Nativismo

Até as vésperas da Independência, o termo ‘brasileiro’ referia-se simplesmente ao local de nascimento ou moradia. Sendo o território da América portuguesa dividido por profundas diferenças regionais e culturais, o termo ainda não tinha o sentido de identidade coletiva, seja cultural ou política, que iria adquirir mais tarde. A Independência desperta, pelo contrário, um grande entusiasmo por tudo que pudesse diferenciar o país que surgia da antiga metrópole. À medida que cresce a revolta contra as tentativas das Cortes portuguesas de refazer a antiga relação entre Brasil e Portugal, cresce também o ardor nativista dos cidadãos do Império recém criado.
A febre nativista é tal que se torna costume (até entre portugueses aqui radicados) adotar um nome nativo no lugar de sobrenomes lusos; os brasileiros buscam uma nova identidade, ligada à terra nova, às novas raízes. O padre alagoano Pedro Antônio de Souza, por exemplo, declara pelos jornais que deseja “ser conhecido de hoje em diante por Pedro Antônio Cabra-bode”.  Já o jornalista baiano Francisco José Corte Real adota o nome de Francisco José Corte Nacional e, a seguir, Corte Imperial. Recusando-se as indumentárias européias, usam-se roupas feitas com o algodão local e grandes chapéus de palha. E, desde sempre, come-se a indefectível farinha-da-terra, que une brancos, negros e índios.
O nativismo é também uma reação contra o domínio português sobre o comércio – e portanto sobre os empregos e a renda – e acaba por se exacerbar em xenofobia. São comuns as cenas de pancadaria entre brasileiros e portugueses, civis e militares, deixando tensas algumas cidades, caso do Rio de Janeiro e de Recife. A oposição aos portugueses piora com a constante presença deles no país e a crescente oposição a d. Pedro I, que culmina com sua abdicação em 1831.
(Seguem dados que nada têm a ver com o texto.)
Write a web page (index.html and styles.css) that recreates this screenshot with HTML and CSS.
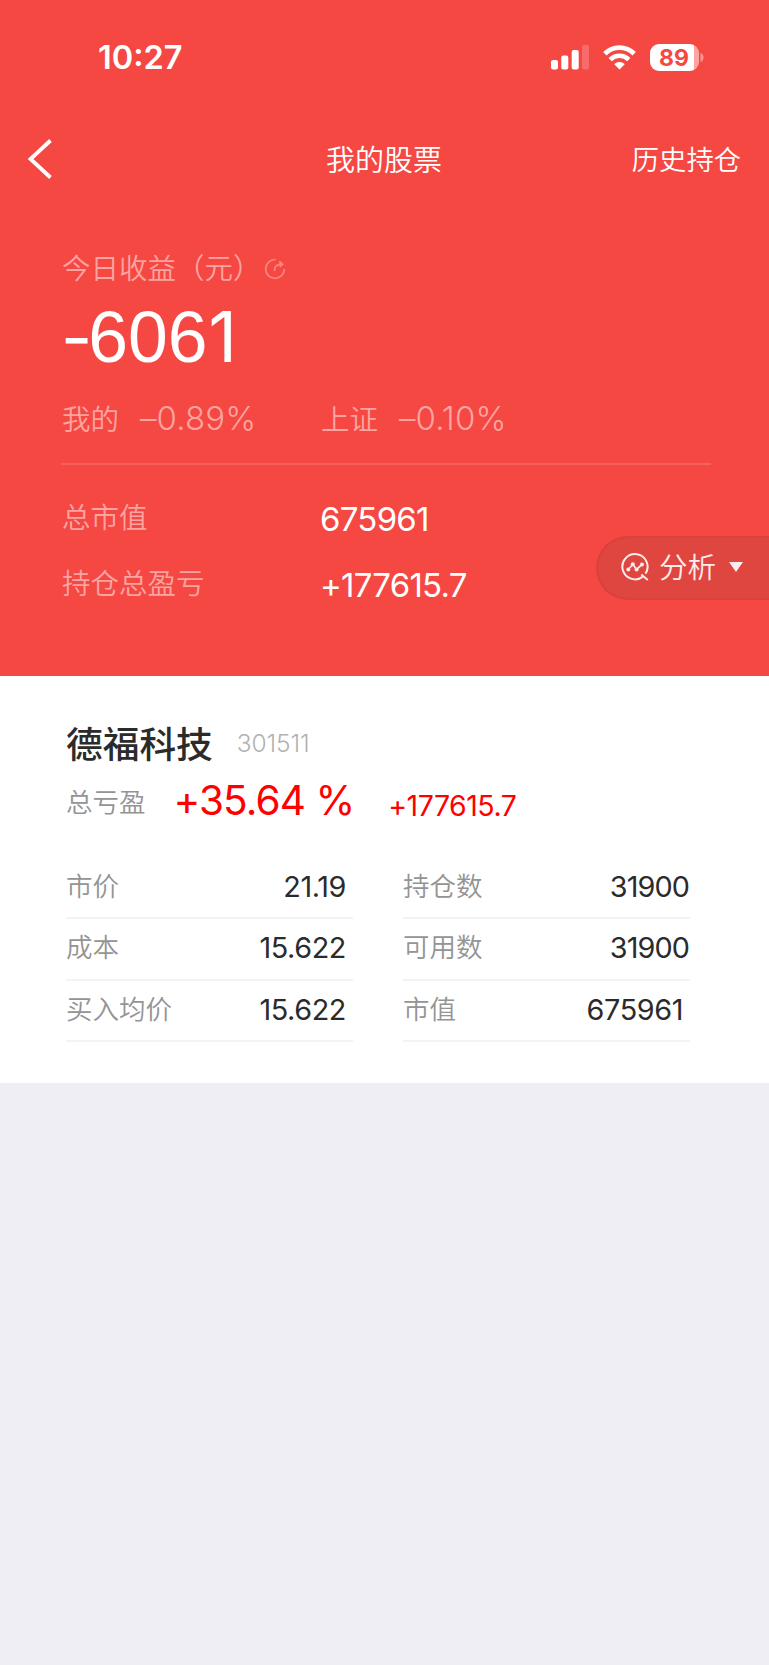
FILE: index.html
```
<!DOCTYPE html>
<html lang="zh-CN">
<head>
  <meta charset="UTF-8">
  <title>我的股票</title>
  <link rel="stylesheet" href="styles.css">
</head>
<body>
  <div class="top">
    <!-- Status bar -->
    <div class="status-bar">
      <span class="time">10:27</span>
      <div class="status-icons">
        <svg class="signal" width="38" height="25" viewBox="0 0 38 25" fill="#fff">
          <rect x="0" y="15" width="7" height="9.5" rx="2"/>
          <rect x="10.3" y="10.5" width="7" height="14" rx="2"/>
          <rect x="20.7" y="5" width="7" height="19.5" rx="2"/>
          <rect x="31" y="0" width="7" height="24.5" rx="2" opacity="0.2"/>
        </svg>
        <svg class="wifi" width="33" height="25" viewBox="0 0 33 25">
          <path d="M1.8 8.8C10 0.6 23 0.6 31.2 8.8" fill="none" stroke="#fff" stroke-width="4.8"/>
          <path d="M7.2 14.6C12.5 9.5 20.5 9.5 25.8 14.6" fill="none" stroke="#fff" stroke-width="4.6"/>
          <path d="M11.3 19.2C14 16.2 19 16.2 21.7 19.2L16.5 24.5Z" fill="#fff"/>
        </svg>
        <div class="battery">
          <span class="battery-level">89</span>
          <svg class="battery-cap" width="4" height="9" viewBox="0 0 4 9"><path d="M0.5 0C4.5 1.5 4.5 7.5 0.5 9Z" fill="#fff" opacity="0.45"/></svg>
        </div>
      </div>
    </div>

    <!-- Nav bar -->
    <div class="nav-bar">
      <svg class="back" width="26" height="42" viewBox="0 0 26 42">
        <path d="M23.5 2.5L3.5 21L23.5 39.5" fill="none" stroke="#fff" stroke-width="3.8"/>
      </svg>
      <span class="nav-title">我的股票</span>
      <span class="nav-link">历史持仓</span>
    </div>

    <!-- Today's profit -->
    <div class="summary">
      <div class="today">
        <span>今日收益（元）</span>
        <svg class="refresh" width="22" height="22" viewBox="0 0 22 22" fill="none" stroke="#fa8581" stroke-width="1.7">
          <path d="M11.5 1.6A9.4 9.4 0 1 0 20.4 11"/>
          <path d="M10.6 13C10.4 8.5 12.5 6.4 18 6.2"/>
          <path d="M15.4 3.4L18.6 6.2L15.8 9" fill="#fa8581"/>
        </svg>
      </div>
      <div class="profit"><span class="minus">-</span>606<span class="one">1</span></div>
      <div class="compare">
        <div class="compare-item"><span class="label">我的</span><span class="rate">–0.89%</span></div>
        <div class="compare-item"><span class="label">上证</span><span class="rate">–0.10%</span></div>
      </div>
      <div class="total-row"><span class="label">总市值</span><span class="total">675961</span></div>
      <div class="total-row"><span class="label">持仓总盈亏</span><span class="total">+177615.7</span></div>
    </div>

    <div class="analyze">
      <svg width="29" height="29" viewBox="0 0 29 29" fill="none" stroke="#fdeceb" stroke-width="2">
        <path d="M21.8 23.6A12.6 12.6 0 1 1 24.4 20.8"/>
        <path d="M20.3 21.5L26.8 27" />
        <path d="M7 16.5L12 11.5L15.5 16.5L21 11.5" stroke-width="1.7"/>
        <g fill="#fdeceb" stroke="none"><circle cx="7.3" cy="16.4" r="2"/><circle cx="11.8" cy="11.3" r="2"/><circle cx="15.6" cy="16.6" r="2"/><circle cx="21" cy="11.5" r="2"/></g>
      </svg>
      <span class="analyze-text">分析</span>
      <span class="arrow"></span>
    </div>
  </div>

  <!-- Stock card -->
  <div class="stock">
    <div class="stock-head">
      <span class="stock-name">德福科技</span>
      <span class="stock-code">301511</span>
    </div>
    <div class="stock-profit">
      <span class="profit-label">总亏盈</span>
      <span class="percent">+35.64 %</span>
      <span class="amount">+177615.7</span>
    </div>
    <div class="details">
      <div class="detail"><span>市价</span><span class="value">21.19</span></div>
      <div class="detail"><span>持仓数</span><span class="value count">31900</span></div>
      <div class="detail"><span>成本</span><span class="value">15.622</span></div>
      <div class="detail"><span>可用数</span><span class="value count">31900</span></div>
      <div class="detail"><span>买入均价</span><span class="value">15.622</span></div>
      <div class="detail"><span>市值</span><span class="value">675961</span></div>
    </div>
  </div>
</body>
</html>
```
FILE: styles.css
```
* {
  box-sizing: border-box;
}

body {
  margin: 0;
  background: #efeef4;
  font-family: Inter, "Noto Sans CJK SC", sans-serif;
  color: #2b2b2b;
}

span {
  white-space: nowrap;
}

.top {
  position: relative;
  height: 676px;
  background: #f54843;
  color: #fff;
}

/* Status bar */
.status-bar {
  display: flex;
  justify-content: space-between;
  height: 118px;
  padding: 37px 65px 0 98px;
}

.time {
  font-size: 32.5px;
  font-weight: 600;
  line-height: 42px;
}

.status-icons {
  display: flex;
  align-items: flex-start;
  padding-top: 8px;
}

.wifi {
  margin-left: 14px;
}

.battery {
  display: flex;
  align-items: center;
  margin: -1px 0 0 14px;
}

.battery-level {
  width: 49px;
  height: 27px;
  padding-right: 1px;
  border-radius: 9px;
  background: linear-gradient(90deg, #fff 44px, #fba4a1 44px);
  color: #f54843;
  font-size: 23px;
  font-weight: 700;
  line-height: 28px;
  text-align: center;
}

.battery-cap {
  margin-left: 1px;
}

/* Nav bar */
.nav-bar {
  display: grid;
  grid-template-columns: 1fr auto 1fr;
  align-items: center;
  height: 82px;
  padding: 0 28px 0 27px;
}

.nav-title {
  padding-bottom: 3px;
  font-size: 29px;
  font-weight: 350;
}

.nav-link {
  justify-self: end;
  padding-bottom: 2px;
  font-size: 27.3px;
  font-weight: 350;
}

/* Summary */
.summary {
  padding: 47px 58px 0 61px;
}

.today {
  display: flex;
  align-items: center;
  height: 42px;
  padding-left: 1px;
  font-size: 28.5px;
  font-weight: 350;
  color: #fba4a1;
}

.today span {
  padding-bottom: 4px;
}

.refresh {
  margin: 2px 0 0 2px;
}

.profit {
  height: 96px;
  font-family: "Liberation Sans", sans-serif;
  font-size: 71.5px;
  line-height: 96px;
}

.minus {
  font-family: Inter, sans-serif;
  font-size: 68px;
  letter-spacing: -4px;
}

.one {
  margin-left: 1px;
  font-family: Inter, sans-serif;
  font-size: 70px;
}

.compare {
  display: flex;
  height: 80px;
  padding-top: 14px;
  border-bottom: 2px solid #f8605b;
}

.compare-item {
  display: flex;
  width: 259px;
  height: 40px;
  color: #fba4a1;
  line-height: 38px;
}

.label {
  padding-left: 1px;
  font-size: 28.5px;
  font-weight: 350;
  color: #fba4a1;
}

.compare .label {
  line-height: 42px;
}

.rate {
  margin-left: 21px;
  font-size: 33px;
  font-weight: 300;
  letter-spacing: 0.1px;
}

.total-row {
  display: grid;
  grid-template-columns: 259px 1fr;
  height: 66px;
  line-height: 40px;
}

.total-row:nth-of-type(4) {
  margin-top: 33px;
}

.total {
  padding-top: 1px;
  font-size: 33px;
  letter-spacing: -0.75px;
}

/* Floating button */
.analyze {
  position: absolute;
  top: 536px;
  right: 0;
  display: flex;
  align-items: center;
  width: 173px;
  height: 64px;
  padding: 0 0 1px 23px;
  border: 2px solid #d9413c;
  border-right: 0;
  border-radius: 32px 0 0 32px;
  background: #df463f;
}

.analyze-text {
  margin-left: 9px;
  padding-bottom: 4px;
  font-size: 28.5px;
  font-weight: 350;
  color: #fdeceb;
}

.arrow {
  margin: -1px 0 0 13px;
  border: 7px solid transparent;
  border-top: 10px solid #fdeceb;
  border-bottom: 0;
}

/* Stock card */
.stock {
  height: 407px;
  padding: 40px 66px 0;
  background: #fff;
}

.stock-head {
  display: flex;
  align-items: center;
  height: 54px;
}

.stock-name {
  padding-bottom: 2px;
  font-size: 36.7px;
  font-weight: 500;
}

.stock-code {
  margin-left: 24px;
  font-size: 24.5px;
  font-weight: 300;
  letter-spacing: -0.1px;
  color: #b2b2b2;
}

.stock-profit {
  display: flex;
  align-items: flex-start;
  height: 88px;
  color: #f00;
}

.profit-label {
  font-size: 26.5px;
  font-weight: 350;
  line-height: 64px;
  color: #949494;
}

.percent {
  margin-left: 28px;
  font-size: 40.5px;
  line-height: 62px;
  letter-spacing: -0.9px;
}

.amount {
  margin-left: 34px;
  font-size: 28.5px;
  line-height: 71px;
  letter-spacing: -0.5px;
}

.details {
  display: grid;
  grid-template-columns: 287px 287px;
  column-gap: 50px;
}

.detail {
  display: flex;
  justify-content: space-between;
  height: 61.3px;
  border-bottom: 2px solid #f3f3f3;
  font-size: 26.5px;
  font-weight: 350;
  line-height: 57px;
  color: #949494;
}

.value {
  padding-right: 7px;
  font-size: 28.8px;
  font-weight: 400;
  line-height: 58px;
  letter-spacing: -0.4px;
  color: #2b2b2b;
}

.count {
  padding-right: 1px;
  letter-spacing: -0.9px;
}
```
A natureza luxuriante, indo além das riquezas da terra, em cuja comparação Portugal faz triste figura, é uma das bases simbólicas em que se constrói o sentimento nativista. Já em 1819, antes mesmo do acirramento dos ânimos nacionais, José Bonifácio é um dos que glorificam o Brasil de acordo com estes valores: “E que país esse, senhores, para uma nova civilização e para novo assento das ciências! Que terra para um vasto e grande Império (...) Riquíssimo nos três reinos da Natureza, com o andar dos tempos nenhum outro país poderá correr parelhas com a nova Lusitânia”. As maravilhas naturais, superlativas em tudo, são antídotos contra o saber da época, que considera o clima tropical extremamente nocivo, causador de doenças.
As correntes artísticas que se desenvolvem a partir de meados de 1830 seriam fortemente marcadas por este clima nativista. O romantismo literário, iniciado de forma programática por um grupo de bacharéis do Rio de Janeiro, buscaria na natureza e num índio idealizado seus temas mais recorrentes. A criação cultural do período seria permeada por visões maravilhosas, mares e rios desmedidos, árvores e bosques frondosos, imensos e mansos animais, ouro e diamantes a jorrar do solo e, quase tão naturais quanto os jacarés, índios ansiosos por se civilizarem.
O que, duzentos anos depois, parece exagerado é uma força importante na separação de Portugal. O orgulho nativista, que só no final do século ganharia os contornos de um nacionalismo programático, une os brasileiros nos conflitos com o governo português e fortalece o desejo de mudança. Tão importante é esse sentimento, que ele se vê apropriado pelo governo nascente. Os símbolos nacionais, as comemorações oficiais da Independência, os hinos, os uniformes, tudo isso traz a marca do sentimento nativista e reflete, no governo, o desejo da sociedade.